Islanda: paese di pescatori tra innovazione e sostenibilità – L’industria ittica islandese ha fatto dell’innovazione e della sostenibilità le sue due aree di sviluppo. La sfida del momento: promuovere e riconoscere l’eccellenza dei suoi prodotti e della sua industria.

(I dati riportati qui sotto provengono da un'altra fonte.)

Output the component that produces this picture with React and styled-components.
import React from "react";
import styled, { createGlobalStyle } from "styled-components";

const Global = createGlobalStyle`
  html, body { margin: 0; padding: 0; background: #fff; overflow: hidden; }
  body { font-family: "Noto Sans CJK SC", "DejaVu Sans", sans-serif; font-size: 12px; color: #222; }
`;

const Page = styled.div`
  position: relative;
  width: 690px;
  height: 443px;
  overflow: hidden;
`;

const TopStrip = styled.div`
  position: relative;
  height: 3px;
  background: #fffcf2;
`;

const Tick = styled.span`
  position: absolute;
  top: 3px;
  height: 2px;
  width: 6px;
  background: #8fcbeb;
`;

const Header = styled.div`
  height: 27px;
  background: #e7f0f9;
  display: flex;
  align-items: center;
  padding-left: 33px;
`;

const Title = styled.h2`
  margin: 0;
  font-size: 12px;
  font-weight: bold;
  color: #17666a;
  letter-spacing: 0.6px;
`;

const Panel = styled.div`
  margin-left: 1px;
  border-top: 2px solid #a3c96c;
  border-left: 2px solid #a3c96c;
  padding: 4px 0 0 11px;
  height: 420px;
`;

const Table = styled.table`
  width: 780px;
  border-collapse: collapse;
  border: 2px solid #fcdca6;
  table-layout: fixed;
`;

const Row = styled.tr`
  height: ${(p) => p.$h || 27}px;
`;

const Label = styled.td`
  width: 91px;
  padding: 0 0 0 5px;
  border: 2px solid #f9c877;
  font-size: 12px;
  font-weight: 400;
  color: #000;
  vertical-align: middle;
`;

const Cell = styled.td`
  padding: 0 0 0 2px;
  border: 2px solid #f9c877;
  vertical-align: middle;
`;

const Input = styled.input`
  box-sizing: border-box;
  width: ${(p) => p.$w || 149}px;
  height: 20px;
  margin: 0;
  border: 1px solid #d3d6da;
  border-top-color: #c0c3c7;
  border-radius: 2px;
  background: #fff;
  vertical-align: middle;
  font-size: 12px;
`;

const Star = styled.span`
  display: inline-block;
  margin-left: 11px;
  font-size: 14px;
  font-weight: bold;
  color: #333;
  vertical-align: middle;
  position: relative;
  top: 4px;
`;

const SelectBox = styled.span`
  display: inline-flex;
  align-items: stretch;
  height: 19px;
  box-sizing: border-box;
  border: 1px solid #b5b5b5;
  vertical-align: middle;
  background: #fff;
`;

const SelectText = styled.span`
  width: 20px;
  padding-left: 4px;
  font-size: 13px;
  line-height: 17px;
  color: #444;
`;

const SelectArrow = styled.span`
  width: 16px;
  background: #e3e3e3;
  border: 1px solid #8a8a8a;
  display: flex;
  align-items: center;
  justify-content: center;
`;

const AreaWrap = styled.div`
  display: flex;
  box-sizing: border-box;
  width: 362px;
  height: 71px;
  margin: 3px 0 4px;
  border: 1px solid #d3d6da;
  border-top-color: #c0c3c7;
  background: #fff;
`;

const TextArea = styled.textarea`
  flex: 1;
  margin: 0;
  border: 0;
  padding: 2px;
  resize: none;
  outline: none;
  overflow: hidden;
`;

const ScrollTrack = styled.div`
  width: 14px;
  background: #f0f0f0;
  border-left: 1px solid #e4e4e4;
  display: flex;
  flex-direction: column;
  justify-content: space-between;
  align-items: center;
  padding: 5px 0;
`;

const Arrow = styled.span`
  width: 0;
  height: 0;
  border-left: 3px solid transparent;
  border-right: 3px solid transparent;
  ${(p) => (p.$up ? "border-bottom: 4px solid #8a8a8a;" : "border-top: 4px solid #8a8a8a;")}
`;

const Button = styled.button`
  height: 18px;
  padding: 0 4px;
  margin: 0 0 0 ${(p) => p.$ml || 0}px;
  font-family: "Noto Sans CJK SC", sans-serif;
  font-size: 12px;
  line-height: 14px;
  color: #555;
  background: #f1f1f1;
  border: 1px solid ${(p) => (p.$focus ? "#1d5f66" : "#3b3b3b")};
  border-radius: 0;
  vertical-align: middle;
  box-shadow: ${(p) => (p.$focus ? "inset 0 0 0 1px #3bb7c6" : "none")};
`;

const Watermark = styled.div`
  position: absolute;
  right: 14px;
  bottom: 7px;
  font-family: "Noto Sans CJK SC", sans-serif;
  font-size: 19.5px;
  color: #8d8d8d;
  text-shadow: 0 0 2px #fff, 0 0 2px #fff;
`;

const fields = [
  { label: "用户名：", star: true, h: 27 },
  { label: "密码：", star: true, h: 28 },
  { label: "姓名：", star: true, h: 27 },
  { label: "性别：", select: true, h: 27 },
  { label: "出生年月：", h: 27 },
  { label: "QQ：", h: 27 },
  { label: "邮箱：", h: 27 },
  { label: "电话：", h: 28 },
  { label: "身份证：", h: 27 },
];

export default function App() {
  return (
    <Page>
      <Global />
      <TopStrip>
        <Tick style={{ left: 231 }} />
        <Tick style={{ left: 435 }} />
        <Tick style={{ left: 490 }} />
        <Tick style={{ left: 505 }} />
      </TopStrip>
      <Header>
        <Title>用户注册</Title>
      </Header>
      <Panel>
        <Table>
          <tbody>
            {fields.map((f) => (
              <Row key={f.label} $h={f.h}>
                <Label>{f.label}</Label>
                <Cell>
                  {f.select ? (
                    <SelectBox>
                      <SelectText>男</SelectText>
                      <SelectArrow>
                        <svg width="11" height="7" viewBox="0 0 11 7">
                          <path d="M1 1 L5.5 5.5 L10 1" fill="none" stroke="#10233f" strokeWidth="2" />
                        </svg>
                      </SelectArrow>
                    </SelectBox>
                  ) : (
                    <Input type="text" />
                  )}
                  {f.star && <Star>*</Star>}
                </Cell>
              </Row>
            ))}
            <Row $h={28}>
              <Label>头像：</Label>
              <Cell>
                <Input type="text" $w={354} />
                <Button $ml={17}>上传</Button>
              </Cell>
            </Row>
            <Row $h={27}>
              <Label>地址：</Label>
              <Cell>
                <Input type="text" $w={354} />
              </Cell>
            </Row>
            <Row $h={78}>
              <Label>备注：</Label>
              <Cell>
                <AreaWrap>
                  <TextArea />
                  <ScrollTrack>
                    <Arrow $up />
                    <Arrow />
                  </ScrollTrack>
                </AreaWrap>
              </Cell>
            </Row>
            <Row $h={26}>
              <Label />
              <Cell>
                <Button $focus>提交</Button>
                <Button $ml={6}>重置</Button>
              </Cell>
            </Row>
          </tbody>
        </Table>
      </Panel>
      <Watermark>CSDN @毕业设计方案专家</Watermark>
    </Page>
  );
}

L’Islanda è un paese di pescatori ed è il secondo produttore del continente europeo. Il settore assicura 7.500 posti di lavoro diretti (3,9% della popolazione attiva) e vale quasi il 10% del PIL del paese. Le circa 1.500 navi islandesi catturano un milione di tonnellate di pesce ogni anno per quasi un miliardo di euro. Le specie principali sono il merluzzo bianco (220.000 tonnellate), il merluzzo carbonaro (77.000 tonnellate), l’aringa (72.000 tonnellate), l’eglefino (41.000 tonnellate) e lo scorfano (28.000 tonnellate).
L’Islanda è un esportatore di prodotti ittici, che rappresentano in valore il 43% delle esportazioni del paese. Il 60% delle catture viene esportato. Tra questi, il 44% del valore deriva da prodotti surgelati, lavorazioni effettuate a bordo o in fabbrica. L’Europa rimane il mercato dominante, con una percentuale compresa tra il 70 e l’80%. Il Regno Unito rappresenta il 18% delle esportazioni di prodotti ittici islandesi, seguito da Francia (14%), Stati Uniti (9%), Spagna (7%) e Norvegia (7%).
L’acquacoltura ha registrato una rapida crescita dal 2016. È passata da 8.000 tonnellate nel 2015 a 40.000 tonnellate nel 2020, di cui 35.000 tonnellate di salmone. Il resto è salmerino alpino e una quantità marginale di trota. La produzione dell’acquacoltura mira ad essere molto qualitativa e mira a competere con il modello norvegese. Ma per il momento il settore ha un peso trascurabile nella produzione islandese. Il paese e la popolazione sono storicamente e culturalmente orientati più alla pesca e al mare che alla terra, all’agricoltura e all’acquacoltura.